As for Eleanor, she is called in to one of those crime scenes, rushes to the apartment building where the shots came from, and ends up catching the attention of FBI agent Geoffrey Lammark (Ben Mendelsohn). He's sent by the agency to help local police with the investigation into the murders and the manhunt for the shooter, and after Eleanor makes a few keen observations about the probable profile of the suspect, Lammark enlists the low-ranked, personally troubled officer to serve as a liaison between his team and the local police department. Really, he thinks she might have some insight into the killer, because Eleanor has a similar way of thinking about herself and the world as their unknown suspect.

Obviously, the plotting is pretty much the stuff of routine.
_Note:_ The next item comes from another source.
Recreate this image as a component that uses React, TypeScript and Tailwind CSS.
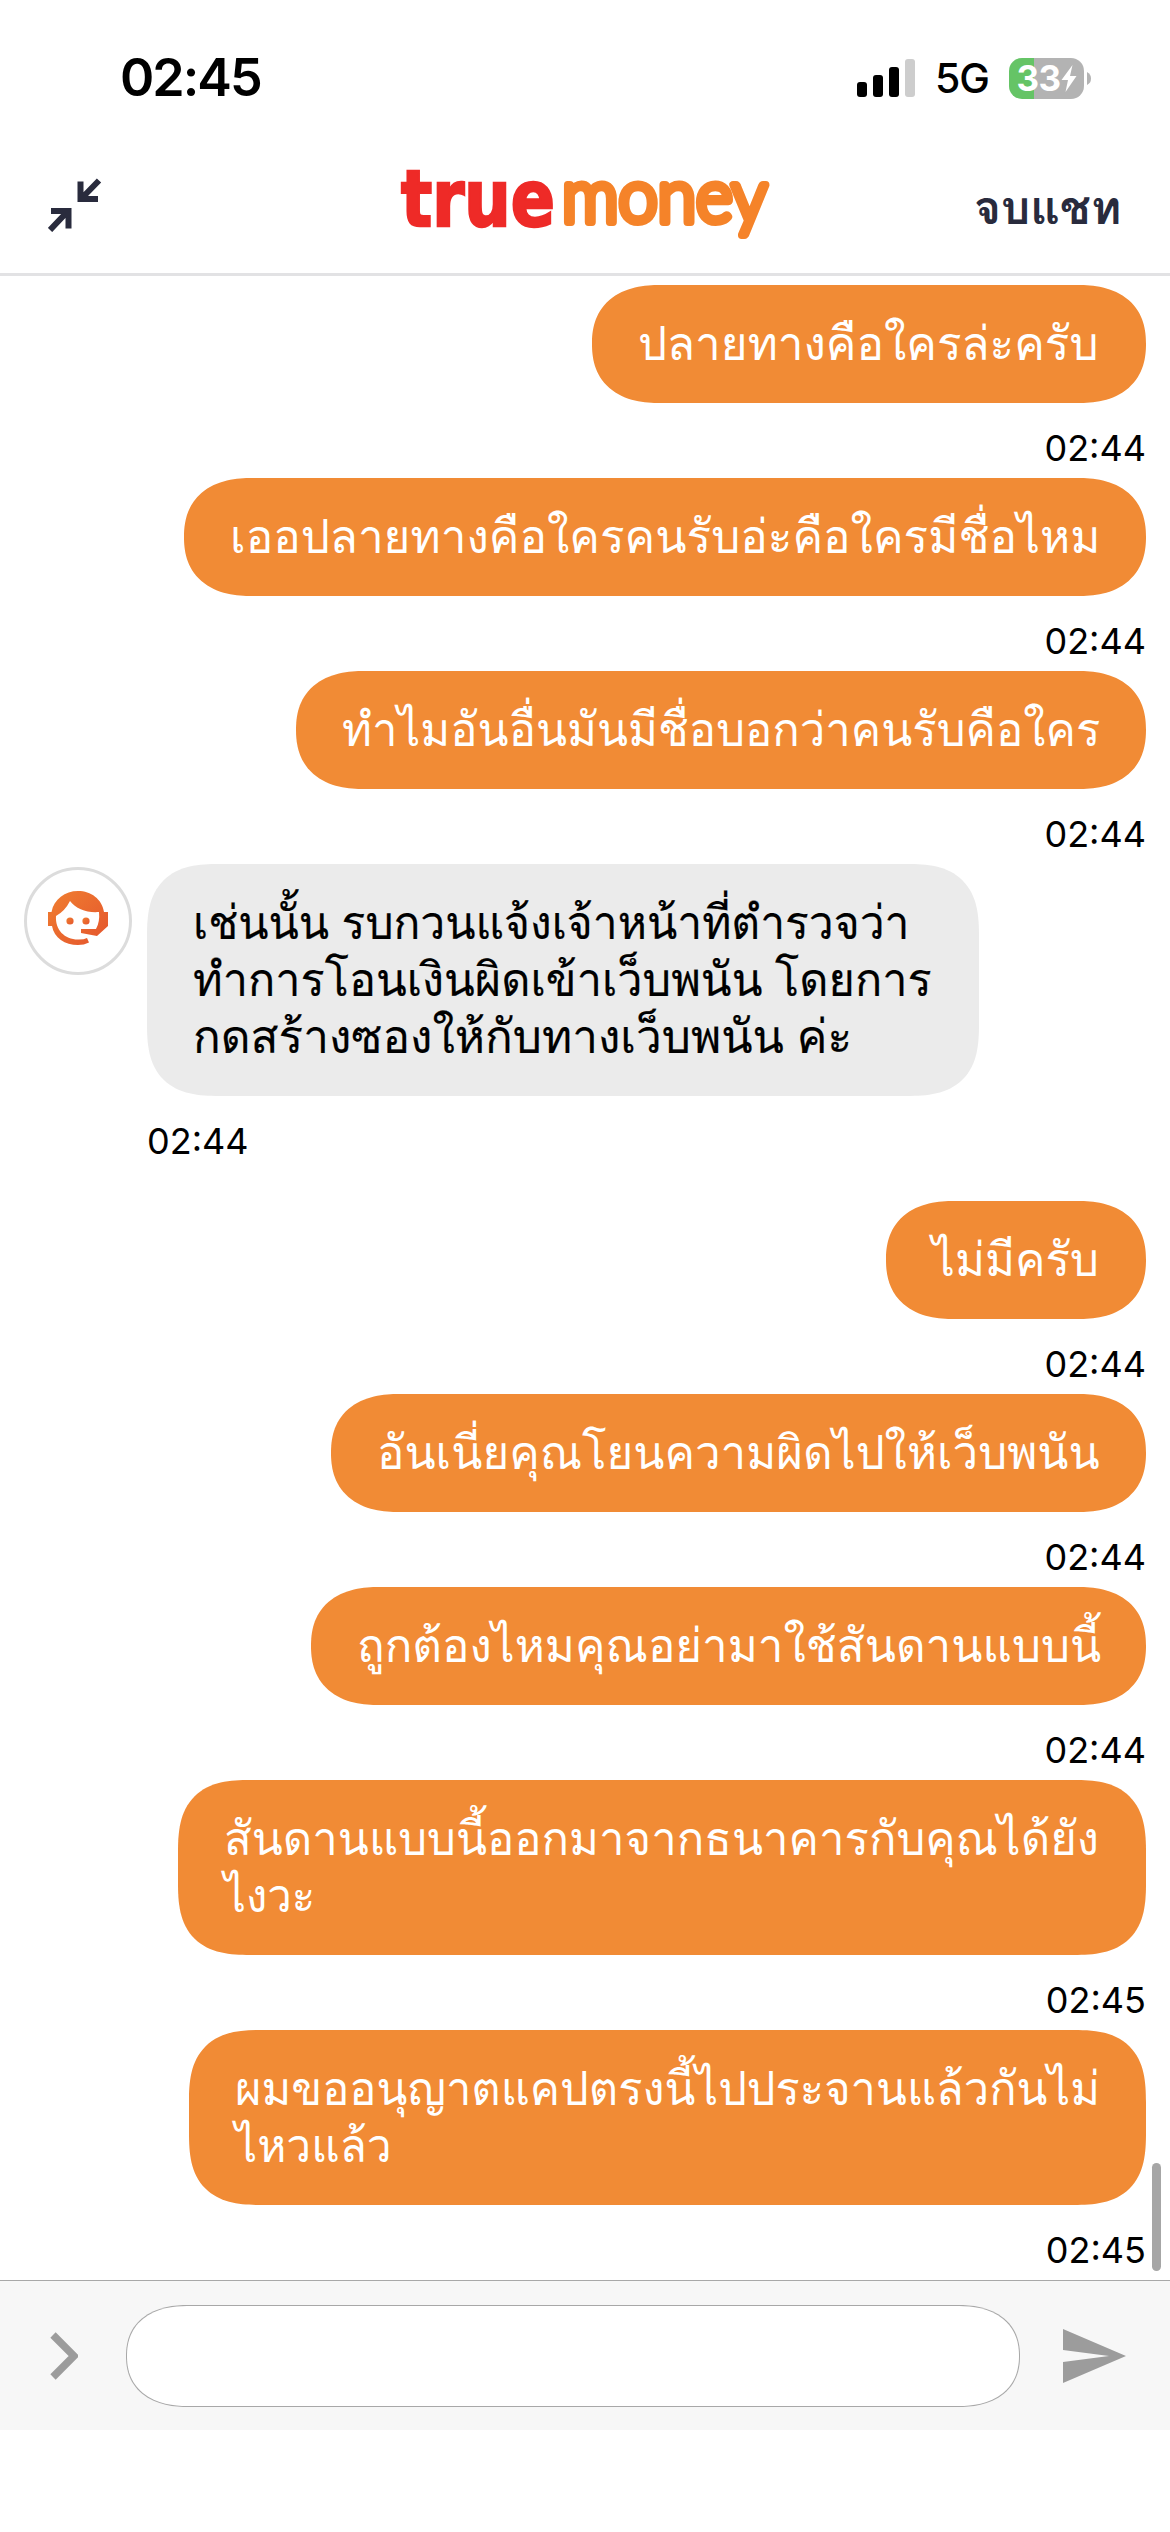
type Message = {
  from: "me" | "agent";
  lines: { text: string; fit: string }[];
  time: string;
  width: string;
};

const messages: Message[] = [
  { from: "me", lines: [{ text: "ปลายทางคือใครล่ะครับ", fit: "scale-x-[0.974]" }], time: "02:44", width: "w-[554px]" },
  { from: "me", lines: [{ text: "เออปลายทางคือใครคนรับอ่ะคือใครมีชื่อไหม", fit: "scale-x-[0.975]" }], time: "02:44", width: "w-[962px]" },
  { from: "me", lines: [{ text: "ทำไมอันอื่นมันมีชื่อบอกว่าคนรับคือใคร", fit: "scale-x-[0.967]" }], time: "02:44", width: "w-[850px]" },
  {
    from: "agent",
    lines: [
      { text: "เช่นนั้น รบกวนแจ้งเจ้าหน้าที่ตำรวจว่า", fit: "scale-x-[0.943]" },
      { text: "ทำการโอนเงินผิดเข้าเว็บพนัน โดยการ", fit: "scale-x-[0.958]" },
      { text: "กดสร้างซองให้กับทางเว็บพนัน ค่ะ", fit: "scale-x-[0.976]" },
    ],
    time: "02:44",
    width: "w-[832px]",
  },
  { from: "me", lines: [{ text: "ไม่มีครับ", fit: "scale-x-[0.97]" }], time: "02:44", width: "w-[260px]" },
  { from: "me", lines: [{ text: "อันเนี่ยคุณโยนความผิดไปให้เว็บพนัน", fit: "scale-x-[0.971]" }], time: "02:44", width: "w-[815px]" },
  { from: "me", lines: [{ text: "ถูกต้องไหมคุณอย่ามาใช้สันดานแบบนี้", fit: "scale-x-[0.972]" }], time: "02:44", width: "w-[835px]" },
  {
    from: "me",
    lines: [
      { text: "สันดานแบบนี้ออกมาจากธนาคารกับคุณได้ยัง", fit: "scale-x-[0.967]" },
      { text: "ไงวะ", fit: "scale-x-[0.93]" },
    ],
    time: "02:45",
    width: "w-[968px]",
  },
  {
    from: "me",
    lines: [
      { text: "ผมขออนุญาตแคปตรงนี้ไปประจานแล้วกันไม่", fit: "scale-x-[0.962]" },
      { text: "ไหวแล้ว", fit: "scale-x-[0.94]" },
    ],
    time: "02:45",
    width: "w-[957px]",
  },
];

function StatusBar() {
  return (
    <div className="flex h-[156px] items-center justify-between pr-[79px] pl-[120px]">
      <span className="text-[52px] leading-none font-semibold tracking-[-2px] text-black">02:45</span>
      <div className="flex items-center">
        <svg width="58" height="38" viewBox="0 0 58 38">
          <rect x="0" y="23" width="10" height="15" rx="3" />
          <rect x="16" y="16" width="10" height="22" rx="3" />
          <rect x="32" y="8" width="10" height="30" rx="3" />
          <rect x="48" y="0" width="10" height="38" rx="3" fill="#cdcdcd" />
        </svg>
        <span className="ml-[20px] w-[54px] text-[41px] leading-none font-medium tracking-[-1px]">5G</span>
        <div className="ml-[20px] flex h-[41px] w-[75px] items-center justify-center rounded-[13px] bg-[linear-gradient(90deg,#65c466_33%,#b3b3b3_33%)] text-white">
          <span className="text-[35px] leading-none font-bold tracking-[-0.5px]">33</span>
          <svg width="16" height="27" viewBox="0 0 15 27">
            <path d="M11 0 L0 15 H6.5 L4 27 L15 11 H8.5 Z" fill="white" />
          </svg>
        </div>
        <svg className="ml-[3px]" width="4" height="13" viewBox="0 0 4 13">
          <path d="M0 0 Q4 2 4 6.5 T0 13 Z" fill="#b3b3b3" />
        </svg>
      </div>
    </div>
  );
}

function Logo() {
  return (
    <svg className="h-[100px] w-[400px] overflow-visible" viewBox="0 0 400 100">
      <text x="21" y="75" fontFamily="DejaVu Sans, sans-serif" fontSize="78" fontWeight="700" fill="#ee2a27" stroke="#ee2a27" strokeWidth="2.500" textLength="154" lengthAdjust="spacingAndGlyphs">true</text>
      <text x="182" y="71" fontFamily="Lato, sans-serif" fontSize="74" fontWeight="300" fill="#f58329" stroke="#f58329" strokeWidth="8" strokeLinejoin="round" textLength="205" lengthAdjust="spacingAndGlyphs">money</text>
    </svg>
  );
}

function Header() {
  return (
    <header className="flex h-[120px] items-center justify-between border-b-[3px] border-[#e2e2e4] pr-[50px] pl-[48px] text-[#292b3d]">
      <svg className="-mt-[19px]" width="54" height="54" viewBox="0 0 54 54" fill="none" stroke="currentColor" strokeWidth="6">
        <path d="M32.500 3.500 V21 H50 M33 21 L51 2.500" />
        <path d="M3 33 H20.500 V50.500 M20 33 L2 52" />
      </svg>
      <div className="-mt-[28px] ml-[84px]"><Logo /></div>
      <button className="-mt-[16px] w-[146px] text-[46px] leading-none font-semibold whitespace-nowrap">จบแชท</button>
    </header>
  );
}

function AgentAvatar() {
  return (
    <div className="mt-[3px] flex h-[108px] w-[108px] shrink-0 items-center justify-center rounded-full border-[3px] border-[#dcdcdc]">
      <svg className="-mt-[6px]" width="60" height="54" viewBox="0 0 60 54">
        <defs>
          <linearGradient id="agent" x1="0" y1="0" x2="1" y2="1">
            <stop offset="0" stopColor="#f07f30" />
            <stop offset="1" stopColor="#e4542d" />
          </linearGradient>
        </defs>
        <g fill="url(#agent)">
          <path d="M0 21 H3.500 C6 8 17 0 30 0 C43 0 54 8 56 21 H60 V35 L49 45 L33 42 V38 H48 Q52 31 51 21 C39 22 28 18 22 10 Q17 20 8 25 C7 39 17 49 31 48.500 Q36 48.500 39 47 L41 51.500 Q36 54 30 54 C17 54 6 47 4 35 H0 Z" />
          <circle cx="22" cy="30" r="3.600" />
          <circle cx="38" cy="30" r="3.600" />
        </g>
      </svg>
    </div>
  );
}

function ChatMessage({ message }: { message: Message }) {
  const mine = message.from === "me";
  const corners =
    message.lines.length > 1
      ? "rounded-[72px] [corner-shape:superellipse(1.42)]"
      : "rounded-[68px/59px] [corner-shape:superellipse(1.23)]";
  return (
    <div className={mine ? "flex flex-col items-end pr-[24px]" : "flex gap-[15px] pb-[30px] pl-[24px]"}>
      {!mine && <AgentAvatar />}
      <div className={mine ? "flex flex-col items-end" : "flex flex-col items-start"}>
        <div
          className={`${message.width} ${corners} flex flex-col items-start px-[46px] pt-[29px] pb-[32px] text-[47px] leading-[57px] whitespace-nowrap ${
            mine ? "bg-[#f18b35] text-white" : "bg-[#ebebeb] text-black [-webkit-text-stroke:0.2px_black]"
          }`}
        >
          {message.lines.map((line) => (
            <div key={line.text} className={`origin-left ${line.fit}`}>{line.text}</div>
          ))}
        </div>
        <div className="flex h-[75px] items-center pt-[15px] text-[36px] leading-none text-black">{message.time}</div>
      </div>
    </div>
  );
}

export default function App() {
  return (
    <div className="flex h-[2532px] w-[1170px] flex-col overflow-hidden bg-white font-[Inter,Loma,sans-serif]">
      <StatusBar />
      <Header />
      <main className="relative flex h-[2004px] flex-col pt-[9px]">
        {messages.map((message, index) => (
          <ChatMessage key={index} message={message} />
        ))}
        <div className="absolute right-[9px] bottom-[9px] h-[108px] w-[9px] rounded-full bg-[#a6a6a6]" />
      </main>
      <footer className="flex h-[150px] items-center border-t border-[#a8a8a8] bg-[#f7f7f7] pl-[50px]">
        <svg width="28" height="48" viewBox="0 0 28 48" fill="none" stroke="#9c9c9c" strokeWidth="7.500">
          <path d="M3 3 L24 24 L3 45" />
        </svg>
        <div className="ml-[48px] h-[102px] w-[894px] rounded-[62px/51px] border border-[#a8a8a8] bg-white [corner-shape:superellipse(1.2)]" />
        <svg className="ml-[43px]" width="63" height="54" viewBox="0 0 63 54">
          <path d="M0 0 L63 27 L0 54 V33 L46 27 L0 21 Z" fill="#9c9c9c" />
        </svg>
      </footer>
    </div>
  );
}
Lammark, his trusted right-hand man Mackenzie (Jovan Adepo), and Eleanor start looking for evidence, which is essentially non-existent because the murderer knows how to cover his tracks, and following the few leads they have based on some educated assumptions about such a killer.

The uncertainty within the investigation, though, is more the point than the investigation itself. Here, Lammark gets into arguments with local government about closing down certain highly populated venues and instituting a curfew, because the killer is still at a large and likely will strike again, but the mass murder and the likelihood of another mean little when it comes to things continuing on as they usually do. A montage of opinions on talk radio and TV news gives us a sense of how such crimes instantly become fodder for talking points but little to no action. When the killer does emerge again at a shopping mall, footage of the mass shooting (another unsettling sequence, thanks to intentionally disjointed editing and the use of the perspective of silent security cameras) becomes an excuse for some empty grandstanding by a news anchor and a rallying point for a far-right-wing organization.

Some of these developments come across a bit like a checklist of subjects that Szifron and Wakeham want to address (That last-mentioned scene, with the news anchor, is unconvincing, either as police procedure or within the purview of even the most ethically questionable brands of journalism). The fact that such an otherwise familiar story actually includes and, to some extent, seems to revolve around these larger subjects is admirable (The identity and psychology of the killer, as someone who was born into a life surrounded by firearms and whose reasons for killing stem from an act of gun violence, are too on-the-nose to be tossed aside as some coincidence of plotting).

The central characters and performances, too, are quite engaging. Woodley is quiet but resolved as the cop with a knack for understanding the mentality and circumstances of someone like this killer, because she has experienced—and still experiences—so much pain herself. Mendelsohn offers a lived-in sort of performance as the weary FBI agent, dedicated to his job but made cynical by years of watching politicking get in the way of protecting the public and catching criminals. If some of the thematic ambitions and formulaic plotting start to overwhelm the material, these two actors help to bring it back to earth and provide it with some degree of recognizable humanity.

There's a level of unexpected thoughtfulness and examination in this movie, which certainly elevates it above its roots as a typical crime thriller. The unavoidable issue, unfortunately, is when the movie's plot requirements become a wall for the consideration and concern for these larger societal subjects—such as the role and responsibility of the media in covering such crimes, the failures of law enforcement to stop or solve such acts because of personal ambitions or general incompetence, and the very existence of a gun culture in the United States and what that means on a legal and moral plane. To Catch a Killer becomes far too simplistic, both in the resolution of its plot and in its naïve belief that a certain four-letter word is the answer.